◆ **EXERCISE INSTRUCTIONS**
Go through the listing below and list every line with "that".

>> BEGIN LISTING

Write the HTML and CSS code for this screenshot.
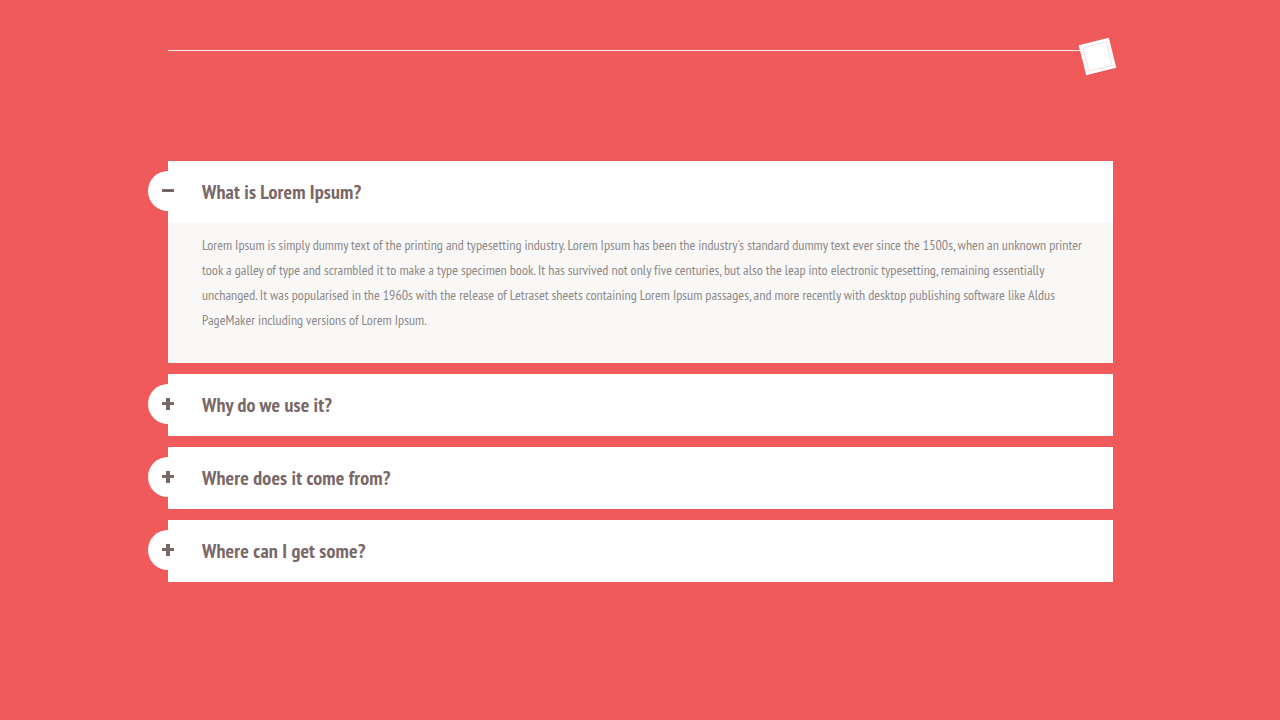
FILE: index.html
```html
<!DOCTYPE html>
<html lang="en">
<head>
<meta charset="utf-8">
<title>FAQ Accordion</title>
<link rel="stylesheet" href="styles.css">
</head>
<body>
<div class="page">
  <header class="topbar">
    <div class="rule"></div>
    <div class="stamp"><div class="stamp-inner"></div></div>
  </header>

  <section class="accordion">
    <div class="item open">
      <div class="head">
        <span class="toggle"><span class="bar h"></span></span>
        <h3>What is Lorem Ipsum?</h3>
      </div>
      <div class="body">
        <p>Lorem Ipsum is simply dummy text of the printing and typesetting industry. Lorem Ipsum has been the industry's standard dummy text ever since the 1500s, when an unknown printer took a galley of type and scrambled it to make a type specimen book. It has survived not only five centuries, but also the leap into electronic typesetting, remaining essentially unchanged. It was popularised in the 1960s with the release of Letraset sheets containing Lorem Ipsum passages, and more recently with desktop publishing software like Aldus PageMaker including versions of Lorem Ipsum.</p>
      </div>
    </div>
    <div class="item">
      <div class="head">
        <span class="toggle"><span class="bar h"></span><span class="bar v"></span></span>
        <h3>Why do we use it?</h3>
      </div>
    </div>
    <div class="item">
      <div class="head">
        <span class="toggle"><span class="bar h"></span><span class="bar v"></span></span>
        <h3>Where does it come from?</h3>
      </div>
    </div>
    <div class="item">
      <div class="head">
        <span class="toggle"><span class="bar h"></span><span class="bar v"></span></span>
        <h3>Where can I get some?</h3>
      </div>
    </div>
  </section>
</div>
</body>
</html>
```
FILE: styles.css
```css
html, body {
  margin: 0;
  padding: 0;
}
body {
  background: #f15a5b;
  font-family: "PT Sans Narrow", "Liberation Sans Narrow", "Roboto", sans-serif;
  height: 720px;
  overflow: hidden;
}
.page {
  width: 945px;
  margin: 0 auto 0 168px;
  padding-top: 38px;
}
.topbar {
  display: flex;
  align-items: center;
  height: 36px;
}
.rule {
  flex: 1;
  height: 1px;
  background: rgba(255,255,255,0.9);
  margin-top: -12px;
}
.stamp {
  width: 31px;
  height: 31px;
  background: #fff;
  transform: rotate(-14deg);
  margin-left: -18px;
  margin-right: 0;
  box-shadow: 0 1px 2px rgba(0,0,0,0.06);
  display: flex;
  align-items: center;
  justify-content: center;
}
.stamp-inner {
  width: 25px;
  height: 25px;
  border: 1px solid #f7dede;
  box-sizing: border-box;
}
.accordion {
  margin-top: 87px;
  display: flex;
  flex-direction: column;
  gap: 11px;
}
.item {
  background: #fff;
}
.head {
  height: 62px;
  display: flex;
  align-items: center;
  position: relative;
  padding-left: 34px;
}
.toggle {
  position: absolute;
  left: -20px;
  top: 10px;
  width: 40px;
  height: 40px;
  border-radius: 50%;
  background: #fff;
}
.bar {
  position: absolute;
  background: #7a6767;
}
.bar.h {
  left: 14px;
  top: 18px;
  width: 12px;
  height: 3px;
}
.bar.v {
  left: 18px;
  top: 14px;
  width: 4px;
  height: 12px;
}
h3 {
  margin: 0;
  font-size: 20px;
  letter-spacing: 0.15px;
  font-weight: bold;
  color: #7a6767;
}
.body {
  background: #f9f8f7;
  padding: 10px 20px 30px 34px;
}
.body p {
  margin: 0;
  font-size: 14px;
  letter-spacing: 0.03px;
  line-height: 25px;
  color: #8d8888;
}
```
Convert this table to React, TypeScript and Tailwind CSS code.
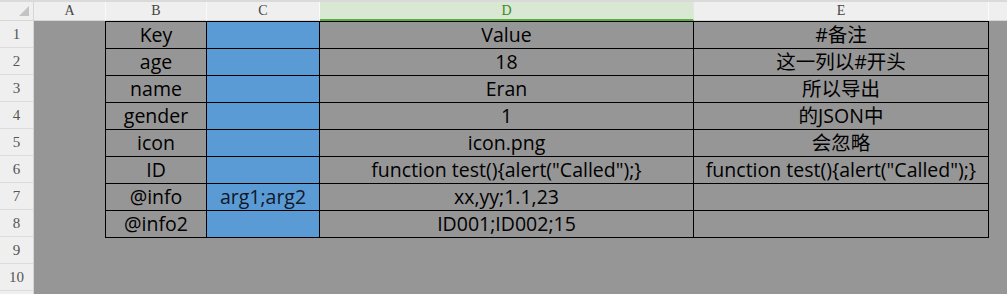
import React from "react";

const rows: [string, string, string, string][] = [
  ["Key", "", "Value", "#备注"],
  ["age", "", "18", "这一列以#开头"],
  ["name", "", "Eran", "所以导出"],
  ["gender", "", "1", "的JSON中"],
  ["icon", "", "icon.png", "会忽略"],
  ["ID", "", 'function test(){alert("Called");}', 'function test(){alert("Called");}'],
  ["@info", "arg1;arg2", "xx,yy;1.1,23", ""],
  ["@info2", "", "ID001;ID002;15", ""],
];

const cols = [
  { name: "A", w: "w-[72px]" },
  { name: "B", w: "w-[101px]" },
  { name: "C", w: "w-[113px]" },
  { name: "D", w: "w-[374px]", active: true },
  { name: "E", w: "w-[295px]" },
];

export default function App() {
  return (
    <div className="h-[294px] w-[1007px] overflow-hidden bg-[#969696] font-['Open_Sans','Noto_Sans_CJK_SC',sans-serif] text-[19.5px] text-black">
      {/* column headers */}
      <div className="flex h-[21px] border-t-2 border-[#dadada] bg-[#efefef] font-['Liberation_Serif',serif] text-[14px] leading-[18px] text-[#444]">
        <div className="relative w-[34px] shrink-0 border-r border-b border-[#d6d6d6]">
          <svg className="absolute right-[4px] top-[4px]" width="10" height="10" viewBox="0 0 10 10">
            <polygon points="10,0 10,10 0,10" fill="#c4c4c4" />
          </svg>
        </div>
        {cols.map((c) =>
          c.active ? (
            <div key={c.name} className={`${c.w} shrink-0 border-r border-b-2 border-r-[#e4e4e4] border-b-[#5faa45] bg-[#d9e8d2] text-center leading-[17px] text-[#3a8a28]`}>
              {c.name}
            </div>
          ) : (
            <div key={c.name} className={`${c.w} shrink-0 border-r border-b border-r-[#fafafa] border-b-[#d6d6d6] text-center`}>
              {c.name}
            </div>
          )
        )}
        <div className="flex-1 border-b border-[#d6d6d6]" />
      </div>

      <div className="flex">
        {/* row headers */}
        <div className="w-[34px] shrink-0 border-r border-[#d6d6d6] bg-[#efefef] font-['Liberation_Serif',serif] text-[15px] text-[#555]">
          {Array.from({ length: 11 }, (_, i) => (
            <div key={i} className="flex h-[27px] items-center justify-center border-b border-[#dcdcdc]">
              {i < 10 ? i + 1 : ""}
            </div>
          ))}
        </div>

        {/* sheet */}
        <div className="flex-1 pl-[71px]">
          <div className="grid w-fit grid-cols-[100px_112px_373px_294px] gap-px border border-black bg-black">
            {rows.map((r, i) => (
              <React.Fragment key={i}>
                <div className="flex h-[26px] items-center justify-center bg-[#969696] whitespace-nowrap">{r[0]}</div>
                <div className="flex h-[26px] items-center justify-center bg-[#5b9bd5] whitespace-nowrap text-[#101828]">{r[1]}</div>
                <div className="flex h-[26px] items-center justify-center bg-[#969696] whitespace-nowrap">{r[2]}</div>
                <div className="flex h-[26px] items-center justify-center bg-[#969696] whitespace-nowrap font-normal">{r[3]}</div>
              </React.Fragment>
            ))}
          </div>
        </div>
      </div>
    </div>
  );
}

>> END LISTING
>> BEGIN LISTING

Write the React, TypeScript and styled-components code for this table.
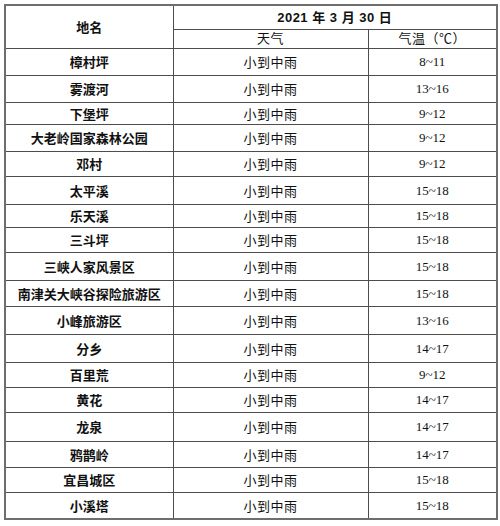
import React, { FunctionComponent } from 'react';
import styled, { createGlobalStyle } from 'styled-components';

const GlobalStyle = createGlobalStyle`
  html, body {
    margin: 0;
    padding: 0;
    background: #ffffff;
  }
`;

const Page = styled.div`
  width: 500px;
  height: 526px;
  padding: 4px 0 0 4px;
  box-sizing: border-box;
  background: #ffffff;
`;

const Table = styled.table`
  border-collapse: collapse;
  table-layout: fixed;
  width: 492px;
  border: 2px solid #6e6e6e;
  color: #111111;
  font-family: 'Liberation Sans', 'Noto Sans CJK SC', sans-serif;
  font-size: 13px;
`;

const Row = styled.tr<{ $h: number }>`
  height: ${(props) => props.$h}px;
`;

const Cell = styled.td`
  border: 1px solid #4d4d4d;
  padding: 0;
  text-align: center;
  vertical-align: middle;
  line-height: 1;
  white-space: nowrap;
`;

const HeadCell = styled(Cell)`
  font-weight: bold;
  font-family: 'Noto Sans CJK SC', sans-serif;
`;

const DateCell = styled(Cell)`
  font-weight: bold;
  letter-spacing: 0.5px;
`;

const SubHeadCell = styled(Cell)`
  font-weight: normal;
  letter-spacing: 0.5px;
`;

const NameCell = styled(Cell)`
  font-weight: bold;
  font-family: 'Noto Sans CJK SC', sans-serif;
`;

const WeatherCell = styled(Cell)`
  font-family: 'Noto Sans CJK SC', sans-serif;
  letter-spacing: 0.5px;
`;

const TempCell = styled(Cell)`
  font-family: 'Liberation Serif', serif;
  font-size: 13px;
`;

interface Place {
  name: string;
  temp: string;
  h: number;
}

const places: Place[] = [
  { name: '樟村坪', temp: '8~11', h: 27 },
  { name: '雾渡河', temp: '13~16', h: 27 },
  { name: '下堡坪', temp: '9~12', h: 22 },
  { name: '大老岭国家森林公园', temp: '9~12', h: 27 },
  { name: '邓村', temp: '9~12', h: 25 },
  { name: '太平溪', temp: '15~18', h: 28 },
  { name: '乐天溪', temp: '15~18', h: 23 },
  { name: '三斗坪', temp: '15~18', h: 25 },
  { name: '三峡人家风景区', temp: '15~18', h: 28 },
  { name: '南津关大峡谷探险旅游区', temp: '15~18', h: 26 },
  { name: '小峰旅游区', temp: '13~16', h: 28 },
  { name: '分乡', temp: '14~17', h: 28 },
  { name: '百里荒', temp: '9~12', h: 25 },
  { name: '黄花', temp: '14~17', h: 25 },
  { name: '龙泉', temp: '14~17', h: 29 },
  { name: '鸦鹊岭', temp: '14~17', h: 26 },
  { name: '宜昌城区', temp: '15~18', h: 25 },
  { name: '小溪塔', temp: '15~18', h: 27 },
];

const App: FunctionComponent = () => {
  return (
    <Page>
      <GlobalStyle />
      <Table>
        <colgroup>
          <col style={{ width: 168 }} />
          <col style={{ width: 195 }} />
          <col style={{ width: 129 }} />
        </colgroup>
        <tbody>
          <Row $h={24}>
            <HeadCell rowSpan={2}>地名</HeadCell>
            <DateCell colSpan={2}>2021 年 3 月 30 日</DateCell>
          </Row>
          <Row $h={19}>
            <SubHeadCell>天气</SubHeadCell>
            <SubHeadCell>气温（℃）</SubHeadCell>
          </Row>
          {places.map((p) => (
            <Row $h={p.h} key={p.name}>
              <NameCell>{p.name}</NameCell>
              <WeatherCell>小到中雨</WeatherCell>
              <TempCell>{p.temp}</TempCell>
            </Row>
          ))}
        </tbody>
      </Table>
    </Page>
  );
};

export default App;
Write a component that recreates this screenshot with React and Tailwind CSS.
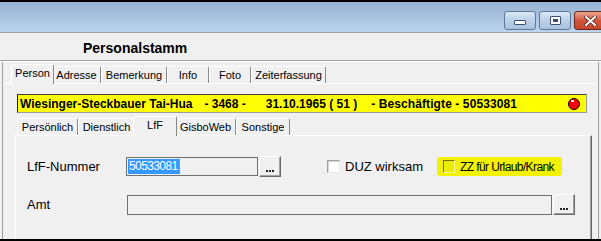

>> END LISTING
>> BEGIN LISTING

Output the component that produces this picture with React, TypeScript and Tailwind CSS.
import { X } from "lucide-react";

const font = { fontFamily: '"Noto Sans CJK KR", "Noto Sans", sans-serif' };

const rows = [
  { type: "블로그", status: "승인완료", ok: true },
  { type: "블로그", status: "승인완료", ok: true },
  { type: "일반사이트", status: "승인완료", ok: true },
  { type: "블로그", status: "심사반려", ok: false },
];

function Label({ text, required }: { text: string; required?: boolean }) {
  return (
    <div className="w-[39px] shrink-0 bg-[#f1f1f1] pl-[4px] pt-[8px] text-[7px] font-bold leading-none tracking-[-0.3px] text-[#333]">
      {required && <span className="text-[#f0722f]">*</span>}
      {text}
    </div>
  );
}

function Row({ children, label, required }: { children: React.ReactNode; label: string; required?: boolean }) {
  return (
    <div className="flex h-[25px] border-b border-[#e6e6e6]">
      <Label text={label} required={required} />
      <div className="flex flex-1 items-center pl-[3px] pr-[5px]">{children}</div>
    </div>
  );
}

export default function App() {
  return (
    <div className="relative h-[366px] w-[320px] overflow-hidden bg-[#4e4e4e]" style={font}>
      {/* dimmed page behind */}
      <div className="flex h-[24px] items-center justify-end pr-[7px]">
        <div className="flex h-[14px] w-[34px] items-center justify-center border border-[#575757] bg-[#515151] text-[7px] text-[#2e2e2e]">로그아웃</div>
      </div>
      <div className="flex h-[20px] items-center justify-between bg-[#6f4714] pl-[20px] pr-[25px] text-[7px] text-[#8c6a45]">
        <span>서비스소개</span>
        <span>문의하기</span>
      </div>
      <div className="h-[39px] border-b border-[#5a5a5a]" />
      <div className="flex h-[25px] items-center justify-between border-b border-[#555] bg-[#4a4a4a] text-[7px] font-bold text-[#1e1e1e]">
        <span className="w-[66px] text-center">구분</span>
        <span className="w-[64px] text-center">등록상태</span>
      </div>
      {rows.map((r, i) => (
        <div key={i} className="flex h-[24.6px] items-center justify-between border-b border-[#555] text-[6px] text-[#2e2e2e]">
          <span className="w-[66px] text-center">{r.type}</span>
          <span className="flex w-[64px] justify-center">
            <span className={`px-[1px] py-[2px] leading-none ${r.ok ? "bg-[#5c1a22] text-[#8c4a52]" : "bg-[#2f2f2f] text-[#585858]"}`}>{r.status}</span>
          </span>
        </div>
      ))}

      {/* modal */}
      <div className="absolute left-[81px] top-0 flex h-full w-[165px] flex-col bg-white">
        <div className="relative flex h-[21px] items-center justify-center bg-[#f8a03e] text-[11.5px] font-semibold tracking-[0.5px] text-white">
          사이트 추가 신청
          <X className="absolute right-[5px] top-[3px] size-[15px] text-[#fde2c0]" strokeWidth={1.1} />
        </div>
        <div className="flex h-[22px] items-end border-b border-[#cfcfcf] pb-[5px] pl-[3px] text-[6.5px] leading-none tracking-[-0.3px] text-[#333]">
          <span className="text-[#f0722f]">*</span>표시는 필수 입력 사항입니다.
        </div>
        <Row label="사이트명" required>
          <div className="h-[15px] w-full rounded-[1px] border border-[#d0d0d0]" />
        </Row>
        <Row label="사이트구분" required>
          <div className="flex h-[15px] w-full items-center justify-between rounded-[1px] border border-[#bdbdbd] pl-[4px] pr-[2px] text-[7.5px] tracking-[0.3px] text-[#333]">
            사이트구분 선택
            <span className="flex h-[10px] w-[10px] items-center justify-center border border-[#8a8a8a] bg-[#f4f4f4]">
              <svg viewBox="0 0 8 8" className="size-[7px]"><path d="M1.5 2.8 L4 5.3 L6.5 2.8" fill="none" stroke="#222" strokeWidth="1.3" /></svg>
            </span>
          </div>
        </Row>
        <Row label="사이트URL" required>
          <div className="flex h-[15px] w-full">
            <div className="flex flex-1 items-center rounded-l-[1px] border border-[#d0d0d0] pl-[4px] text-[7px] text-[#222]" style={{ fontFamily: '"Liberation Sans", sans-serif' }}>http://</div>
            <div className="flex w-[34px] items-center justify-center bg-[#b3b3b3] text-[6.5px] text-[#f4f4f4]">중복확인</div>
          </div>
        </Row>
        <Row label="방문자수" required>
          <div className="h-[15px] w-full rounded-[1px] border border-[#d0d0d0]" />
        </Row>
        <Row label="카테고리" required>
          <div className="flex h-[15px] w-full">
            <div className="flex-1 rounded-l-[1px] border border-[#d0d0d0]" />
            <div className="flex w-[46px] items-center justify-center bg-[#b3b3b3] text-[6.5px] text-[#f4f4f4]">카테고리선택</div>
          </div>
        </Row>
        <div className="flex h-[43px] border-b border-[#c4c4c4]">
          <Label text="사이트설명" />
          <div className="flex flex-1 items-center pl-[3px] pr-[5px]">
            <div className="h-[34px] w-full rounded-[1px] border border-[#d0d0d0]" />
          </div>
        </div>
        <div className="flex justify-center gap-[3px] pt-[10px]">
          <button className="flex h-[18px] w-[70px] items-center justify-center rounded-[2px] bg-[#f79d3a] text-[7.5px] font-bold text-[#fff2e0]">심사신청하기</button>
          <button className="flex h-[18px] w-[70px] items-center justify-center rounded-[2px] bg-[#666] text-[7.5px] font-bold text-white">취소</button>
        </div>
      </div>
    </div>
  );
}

>> END LISTING

◆ **RESULT FOR THIS EXERCISE**
Write a component that recreates this screenshot with React and Tailwind CSS.
Output the component that produces this picture with React, TypeScript and Tailwind CSS.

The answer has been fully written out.